Pronti alla tortura per ottenere i codici

In breve vengono assoldati altri 4 banditi: 3 napoletani di 43, 47, 50 anni e un livornese di 41. La banda è ormai al completo. Pianificano gli spostamenti dell’imprenditore, studiano il percorso e studiano diversi capannoni dove tenerlo segregato per il tempo necessario. Alla fine scelgono di portarlo a Milano in un appartamento in via Acerenza 3 fornito da un complice. “Guzzo, pur avendo la fedina penale pulita, risulta quello più violento – racconta il comandante della compagnia di Cornaredo, Luca Tiraboschi – Nelle intercettazioni emerge che fosse geloso dell’imprenditore perché in passato aveva collaborato con la sua attuale fidanzata alla quale pare avesse fatto delle avance. Lo abbiamo sentito dire che era disposto a torturarlo con una batteria per auto per farsi consegnare la password dei conti”.

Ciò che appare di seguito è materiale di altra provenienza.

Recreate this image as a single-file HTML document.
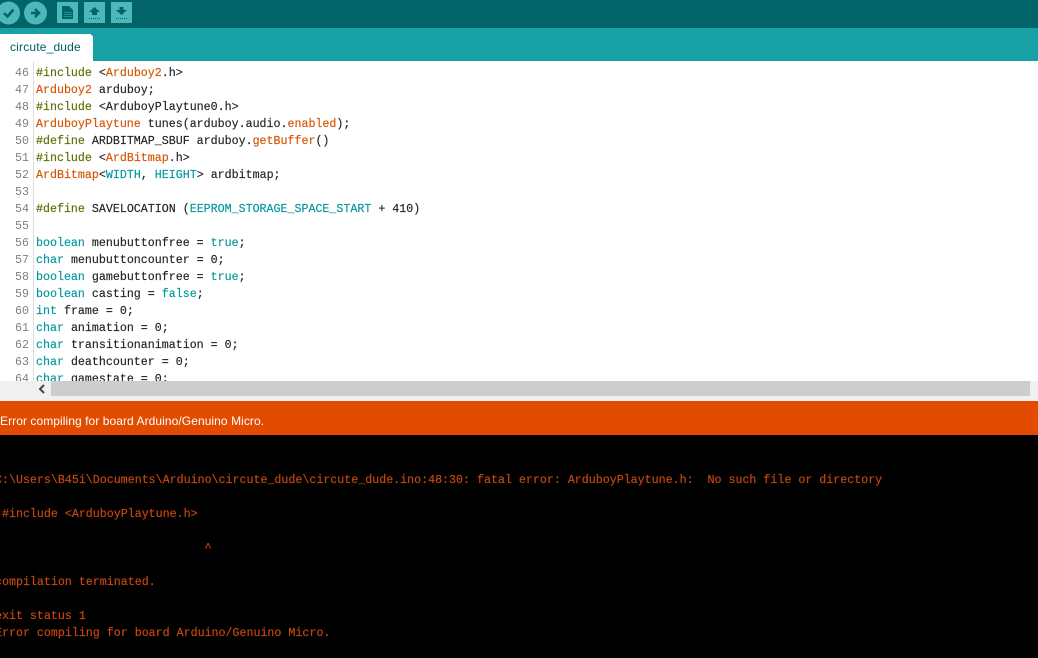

Il giorno stabilito sarebbe stato oggi, nell’anniversario dei 50 anni di piazza Fontana. Giulio Brioccia, in virtù del vecchio rapporto di collaborazione con l’imprenditore, fissa con lui un appuntamento a Milano per oggi ma l’uomo annuncia che avrebbe anticipato la partenza di un giorno arrivando mercoledì 11. Il cambio manda il gruppo in agitazione. Non sanno che tutte le mosse sono monitorate dai carabinieri. Martedì la batteria napoletana parte in auto per Milano ma viene bloccata al casello di Bologna mentre i colleghi bloccano gli altri complici. Avevano passamontagna, tute da lavoro, finte placche della polizia e un taser che avrebbero usato per stordire la vittima. Quest’ultima non si è accorta di niente, ha scoperto il piano solo ieri, quando i carabinieri gli hanno spiegato cosa ha rischiato.